- _Do this_
Extract every line of the material that holds the string "index".

=== Material provided ===

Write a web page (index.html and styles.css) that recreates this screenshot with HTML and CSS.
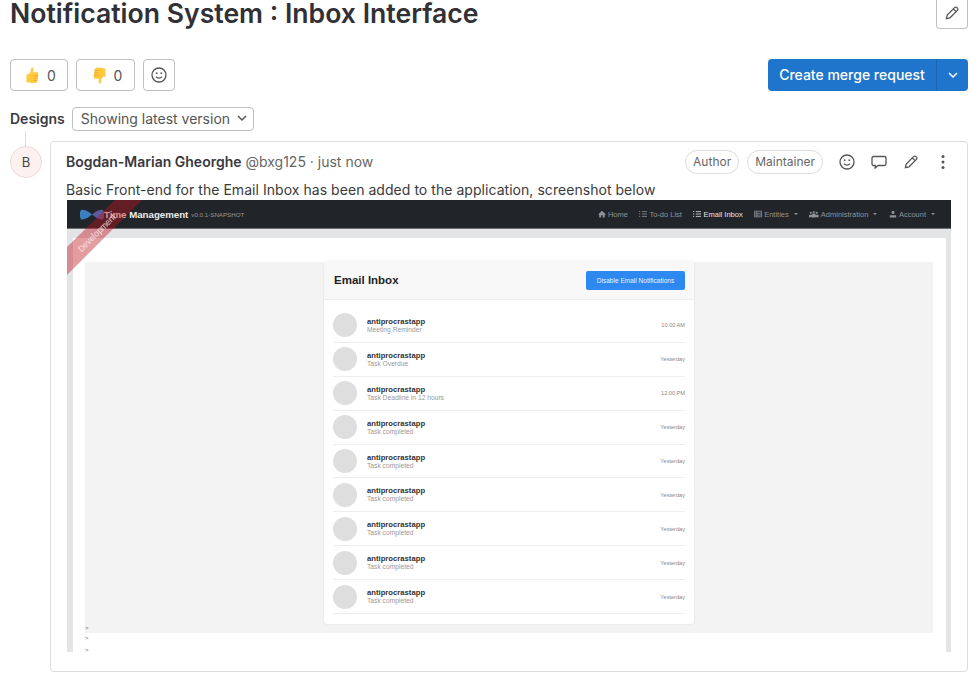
FILE: index.html
```html
<!DOCTYPE html>
<html lang="en">
<head>
<meta charset="UTF-8" />
<title>Notification System : Inbox Interface</title>
<link rel="stylesheet" href="styles.css">
</head>
<body>

<div class="title-row">
  <h1>Notification System : Inbox Interface</h1>
  <button class="btn btn-icon btn-edit" aria-label="Edit title">
    <svg class="icon" viewBox="0 0 16 16"><path d="M10.6 2.6a1.6 1.6 0 0 1 2.3 0l.5.5a1.6 1.6 0 0 1 0 2.3L6 12.8l-3.6.8.8-3.6zM9.3 3.9l2.8 2.8"/></svg>
  </button>
</div>

<div class="award-row">
  <button class="btn btn-award">
    <svg class="emoji" viewBox="0 0 16 18"><path class="thumb" d="M6.8.6c1-.5 2.2.2 2.2 1.5 0 1.2-.5 2.3-.7 3.4h4.4c1 0 1.6.8 1.5 1.7l-.9 7.4c-.2 1.5-1.3 2.4-2.8 2.4H6.3c-1 0-1.7-.3-2.3-.8H1.6V7.6H4c1-.9 2-2.5 2.3-4.8z"/><path class="fingers" d="M9 9.2h5M9 11.8h4.5M9 14.3h4"/></svg>
    <span>0</span>
  </button>
  <button class="btn btn-award btn-award-down">
    <svg class="emoji" viewBox="0 0 16 18"><path class="thumb" d="M9.2 17.4c-1 .5-2.2-.2-2.2-1.5 0-1.2.5-2.3.7-3.4H3.3c-1 0-1.6-.8-1.5-1.7l.9-7.4C2.9 1 4 .6 5.5.6h4.2c1 0 1.700.3 2.300.8h2.400v9H12c-1 .9-2 2.500-2.300 4.800z"/><path class="fingers" d="M7 8.800H2M7 6.200H2.500M7 3.700H3"/></svg>
    <span>0</span>
  </button>
  <button class="btn btn-icon" aria-label="Add reaction">
    <svg class="icon" viewBox="0 0 16 16"><circle cx="8" cy="8" r="7"/><path d="M5 9.7c1.500 2 4.500 2 6 0"/><circle class="dot" cx="5.7" cy="6.2" r=".9"/><circle class="dot" cx="10.3" cy="6.2" r=".9"/></svg>
  </button>
  <div class="split-btn">
    <button class="split-main">Create merge request</button>
    <button class="split-caret" aria-label="More options">
      <svg class="chevron" viewBox="0 0 16 16"><path d="M4 6l4 4 4-4"/></svg>
    </button>
  </div>
</div>

<div class="designs-row">
  <strong>Designs</strong>
  <button class="version-select">
    Showing latest version
    <svg class="chevron" viewBox="0 0 16 16"><path d="M4 6l4 4 4-4"/></svg>
  </button>
</div>

<div class="note">
  <div class="avatar-col">
    <div class="connector"></div>
    <div class="avatar">B</div>
  </div>
  <div class="note-card">
    <div class="note-head">
      <div class="note-author"><strong>Bogdan-Marian Gheorghe</strong> <span>@bxg125 · just now</span></div>
      <span class="pill">Author</span>
      <span class="pill">Maintainer</span>
      <div class="note-actions">
        <svg class="icon" viewBox="0 0 16 16"><circle cx="8" cy="8" r="7"/><path d="M5 9.7c1.5 2 4.5 2 6 0"/><circle class="dot" cx="5.7" cy="6.2" r=".9"/><circle class="dot" cx="10.3" cy="6.2" r=".9"/></svg>
        <svg class="icon" viewBox="0 0 16 16"><path d="M2.5 2.5h11A1.500 1.500 0 0 1 15 4v6a1.500 1.500 0 0 1-1.500 1.500H7l-2.800 2.500v-2.500H2.500A1.500 1.500 0 0 1 1 10V4a1.500 1.500 0 0 1 1.500-1.500z"/></svg>
        <svg class="icon" viewBox="0 0 16 16"><path d="M10.6 2.6a1.6 1.6 0 0 1 2.3 0l.5.5a1.6 1.6 0 0 1 0 2.3L6 12.8l-3.6.8.8-3.6zM9.3 3.9l2.8 2.8"/></svg>
        <svg class="icon" viewBox="0 0 16 16"><circle class="dot" cx="8" cy="2.5" r="1.5"/><circle class="dot" cx="8" cy="8" r="1.5"/><circle class="dot" cx="8" cy="13.5" r="1.5"/></svg>
      </div>
    </div>
    <p class="note-text">Basic Front-end for the Email Inbox has been added to the application, screenshot below</p>

    <div class="shot">
      <div class="ribbon"></div>
      <div class="ribbon-label">Development</div>
      <div class="shot-nav">
        <svg class="shot-logo" viewBox="0 0 24 11"><path class="logo-l" d="M1 1c4-1 8 2 11 4.5C9 8 5 11 1 10.500-.5 8-.5 3 1 1z"/><path class="logo-r" d="M23 1c-4-1-8 2-11 4.5C15 8 19 11 23 10.500c1.500-2.500 1.500-7.500 0-9.500z"/></svg>
        <span class="shot-brand">Time Management</span>
        <span class="shot-version">v0.0.1-SNAPSHOT</span>
        <div class="shot-links">
          <span><svg viewBox="0 0 10 10"><path class="fill" d="M5 1 0 5.5h1.500V9.500h2.500V6.500h2v3h2.500V5.500H10z"/></svg>Home</span>
          <span><svg viewBox="0 0 10 10"><path d="M0 2h1.500M0 5h1.500M0 8h1.500M3.500 2H10M3.500 5H10M3.500 8H10"/></svg>To-do List</span>
          <span class="active"><svg viewBox="0 0 10 10"><path d="M0 2h1.500M0 5h1.500M0 8h1.500M3.500 2H10M3.500 5H10M3.500 8H10"/></svg>Email Inbox</span>
          <span class="has-caret"><svg viewBox="0 0 10 10"><path d="M.5 1.500h9v7h-9zM.5 4h9M.5 6.300h9M3.500 1.500v7"/></svg>Entities</span>
          <span class="has-caret"><svg viewBox="0 0 12 10"><path class="fill" d="M1 3.500a1.300 1.300 0 1 1 2.600 0 1.300 1.300 0 1 1-2.600 0zM8.400 3.500a1.300 1.300 0 1 1 2.600 0 1.300 1.300 0 1 1-2.600 0zM4.700 2.500a1.300 1.300 0 1 1 2.600 0 1.300 1.300 0 1 1-2.600 0zM0 6h4v3H0zM8 6h4v3H8zM4 4.500h4v5H4z"/></svg>Administration</span>
          <span class="has-caret"><svg viewBox="0 0 10 10"><path class="fill" d="M3 3a2 2 0 1 1 4 0 2 2 0 1 1-4 0zM1 6.500h8v3H1z"/></svg>Account</span>
        </div>
      </div>
      <div class="shot-body">
        <div class="shot-page">
          <div class="shot-panel">
            <div class="inbox">
              <div class="inbox-head">
                <b>Email Inbox</b>
                <span class="inbox-btn">Disable Email Notifications</span>
              </div>
              <div class="inbox-list">
                <div class="mail"><i></i><div class="mail-text"><b>antiprocrastapp</b><span>Meeting Reminder</span></div><time>10:00 AM</time></div>
                <div class="mail"><i></i><div class="mail-text"><b>antiprocrastapp</b><span>Task Overdue</span></div><time>Yesterday</time></div>
                <div class="mail"><i></i><div class="mail-text"><b>antiprocrastapp</b><span>Task Deadline in 12 hours</span></div><time>12:00 PM</time></div>
                <div class="mail"><i></i><div class="mail-text"><b>antiprocrastapp</b><span>Task completed</span></div><time>Yesterday</time></div>
                <div class="mail"><i></i><div class="mail-text"><b>antiprocrastapp</b><span>Task completed</span></div><time>Yesterday</time></div>
                <div class="mail"><i></i><div class="mail-text"><b>antiprocrastapp</b><span>Task completed</span></div><time>Yesterday</time></div>
                <div class="mail"><i></i><div class="mail-text"><b>antiprocrastapp</b><span>Task completed</span></div><time>Yesterday</time></div>
                <div class="mail"><i></i><div class="mail-text"><b>antiprocrastapp</b><span>Task completed</span></div><time>Yesterday</time></div>
                <div class="mail"><i></i><div class="mail-text"><b>antiprocrastapp</b><span>Task completed</span></div><time>Yesterday</time></div>
              </div>
            </div>
            <div class="shot-gt">&gt;</div>
          </div>
          <div class="shot-gt">&gt;</div>
          <div class="shot-gt">&gt;</div>
        </div>
      </div>
    </div>
  </div>
</div>

</body>
</html>
```

FILE: styles.css
```css
body {
  font-family: Inter, 'Noto Sans', sans-serif;
  font-size: 14px;
  color: #303030;
  background: #fff;
  margin: 0;
  padding: 0 11px 0 10px;
  overflow: hidden;
}
h1 {
  flex: 1;
  margin: 0;
  font-size: 26.6px;
  line-height: 27px;
  font-weight: 600;
  color: #303036;
}
button {
  font-family: inherit;
  cursor: pointer;
}
.icon {
  width: 16px;
  height: 16px;
  fill: none;
  stroke: #555;
  stroke-width: 1.3;
}
.icon .dot {
  fill: #555;
  stroke: none;
}
.chevron {
  width: 16px;
  height: 16px;
  fill: none;
  stroke: currentColor;
  stroke-width: 1.5;
}

/* header rows */
.title-row {
  display: flex;
  align-items: flex-start;
  justify-content: space-between;
  height: 29px;
}
.btn {
  display: flex;
  align-items: center;
  justify-content: center;
  background: #fff;
  border: 1px solid #bfbfbf;
  border-radius: 4px;
  height: 32px;
  padding: 0;
}
.btn-icon {
  width: 32px;
}
.btn-edit {
  height: 29px;
  padding-bottom: 3px;
  border-top: 0;
  border-radius: 0 0 4px 4px;
}
.award-row {
  display: flex;
  align-items: center;
  gap: 8px;
  margin-top: 30px;
}
.btn-award {
  width: 58px;
  gap: 7px;
  padding-left: 3px;
  font-size: 14px;
  color: #555;
}
.btn-award-down {
  width: 59px;
}
.emoji {
  width: 15px;
  height: 17px;
}
.thumb {
  fill: #ffc83d;
}
.fingers {
  fill: none;
  stroke: #f0a020;
  stroke-width: .8;
}
.split-btn {
  display: flex;
  margin-left: auto;
  height: 32px;
  color: #fff;
}
.split-btn button {
  background: #1f75cb;
  color: #fff;
  border: 0;
  height: 32px;
}
.split-main {
  width: 169px;
  border-radius: 4px 0 0 4px;
  font-size: 14px;
  font-weight: 500;
  padding: 0 0 2px;
  border-right: 1px solid #1a66b3 !important;
}
.split-caret {
  width: 31px;
  padding: 0;
  display: flex;
  align-items: center;
  justify-content: center;
  border-radius: 0 4px 4px 0;
}
.designs-row {
  display: flex;
  align-items: center;
  gap: 7px;
  margin-top: 16px;
  height: 24px;
}
.designs-row strong {
  font-weight: 600;
  color: #3a383f;
  padding-bottom: 2px;
}
.version-select {
  display: flex;
  align-items: center;
  justify-content: space-between;
  height: 24px;
  width: 182px;
  padding: 0 3px 2px 8px;
  background: #fff;
  border: 1px solid #bfbfbf;
  border-radius: 4px;
  font-size: 14px;
  color: #555;
  white-space: nowrap;
}

/* note */
.note {
  display: flex;
  gap: 8px;
}
.avatar-col {
  width: 32px;
  flex: none;
}
.connector {
  width: 1px;
  height: 15px;
  margin-left: 15px;
  background: #dcdcde;
}
.avatar {
  box-sizing: border-box;
  width: 32px;
  height: 32px;
  border-radius: 50%;
  border: 1px solid #e8dcdb;
  background: #fcf1ef;
  color: #444;
  font-size: 13px;
  display: flex;
  align-items: center;
  justify-content: center;
}
.note-card {
  flex: 1;
  margin-top: 10px;
  box-sizing: border-box;
  height: 531px;
  padding: 8px 16px 0 15px;
  border: 1px solid #dcdcde;
  border-radius: 4px;
}
.note-head {
  display: flex;
  align-items: center;
  gap: 8px;
  height: 24px;
}
.note-author {
  flex: 1;
  padding-bottom: 2px;
}
.note-author strong {
  font-weight: 600;
  color: #3a383f;
}
.note-author span {
  color: #666;
}
.pill {
  box-sizing: border-box;
  height: 24px;
  line-height: 22px;
  padding: 0 7px;
  border: 1px solid #dcdcde;
  border-radius: 12px;
  font-size: 12px;
  color: #666;
}
.note-actions {
  display: flex;
  gap: 16px;
  margin-left: 8px;
}
.note-text {
  margin: 6px 0 0;
  line-height: 20px;
  height: 20px;
  letter-spacing: .045px;
  color: #3a3a3a;
}

/* the attached screenshot */
.shot {
  position: relative;
  height: 452px;
  margin-left: 1px;
  overflow: hidden;
  font-family: 'Liberation Sans', Arial, sans-serif;
  filter: blur(.35px);
}
.ribbon {
  position: absolute;
  left: 0;
  top: 0;
  width: 75px;
  height: 75px;
  background: rgba(190, 20, 30, .42);
  clip-path: polygon(48px 0, 75px 0, 0 75px, 0 47px);
}
.ribbon-label {
  position: absolute;
  left: 0;
  top: 28px;
  width: 60px;
  text-align: center;
  font-size: 8.4px;
  color: #f3e6e6;
  transform: rotate(-45deg);
}
.shot-nav {
  display: flex;
  align-items: center;
  height: 28px;
  padding: 0 16px 0 13px;
  background: #212529;
  border-bottom: 1px solid #6c6e70;
}
.shot-logo {
  width: 24px;
  height: 11px;
}
.logo-l {
  fill: #3a7fc0;
}
.logo-r {
  fill: #5a5a9c;
}
.shot-brand {
  font-size: 9.7px;
  font-weight: bold;
  color: #eee;
}
.shot-version {
  margin-left: 3px;
  font-size: 6.2px;
  color: #999;
}
.shot-links {
  display: flex;
  margin-left: auto;
  gap: 11.5px;
  font-size: 7.5px;
  color: #8f9295;
}
.shot-links span {
  display: flex;
  align-items: center;
  gap: 2px;
}
.shot-links .active {
  color: #e4e4e4;
}
.shot-links svg {
  height: 8px;
  width: auto;
  fill: none;
  stroke: currentColor;
  stroke-width: 1;
}
.shot-links svg .fill {
  fill: currentColor;
  stroke: none;
}
.has-caret::after {
  content: "";
  margin-left: 3px;
  border-top: 2px solid currentColor;
  border-left: 2px solid transparent;
  border-right: 2px solid transparent;
}
.shot-body {
  height: 423px;
  padding: 9px 5px 0 6px;
  background: #e3e4e6;
}
.shot-page {
  height: 100%;
  padding: 24px 13px 0 12px;
  background: #fff;
}
.shot-panel {
  display: flow-root;
  height: 371px;
  background: #f3f3f3;
}
.shot-gt {
  height: 11.5px;
  line-height: 11.5px;
  font-size: 6px;
  color: #666;
}
.inbox {
  width: 370px;
  height: 363px;
  margin: -1px auto -1.5px;
  background: #fff;
  border-radius: 3px;
  box-shadow: 0 0 3px rgba(0, 0, 0, .08);
}
.inbox-head {
  box-sizing: border-box;
  display: flex;
  align-items: center;
  justify-content: space-between;
  height: 39px;
  padding: 0 9px 0 10px;
  background: #f8f8f8;
  border-bottom: 1px solid #eee;
}
.inbox-head b {
  font-size: 11.5px;
  color: #222;
}
.inbox-btn {
  width: 99px;
  height: 19px;
  line-height: 19px;
  text-align: center;
  border-radius: 2px;
  background: #2d89ef;
  font-size: 6.55px;
  color: #eaf3fd;
}
.inbox-list {
  padding: 9px 9px 0;
}
.mail {
  box-sizing: border-box;
  display: flex;
  align-items: center;
  height: 33.9px;
  gap: 10px;
  border-bottom: 1px solid #eee;
}
.mail i {
  flex: none;
  width: 24px;
  height: 24px;
  border-radius: 50%;
  background: #dedede;
}
.mail-text {
  flex: 1;
  display: flex;
  flex-direction: column;
}
.mail-text b {
  font-size: 7.7px;
  line-height: 9px;
  color: #333;
}
.mail-text span {
  font-size: 6.7px;
  line-height: 8px;
  color: #999;
}
.mail time {
  font-size: 5.6px;
  color: #888;
}
```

===

- _Exercise response_
Write a web page (index.html and styles.css) that recreates this screenshot with HTML and CSS.
FILE: index.html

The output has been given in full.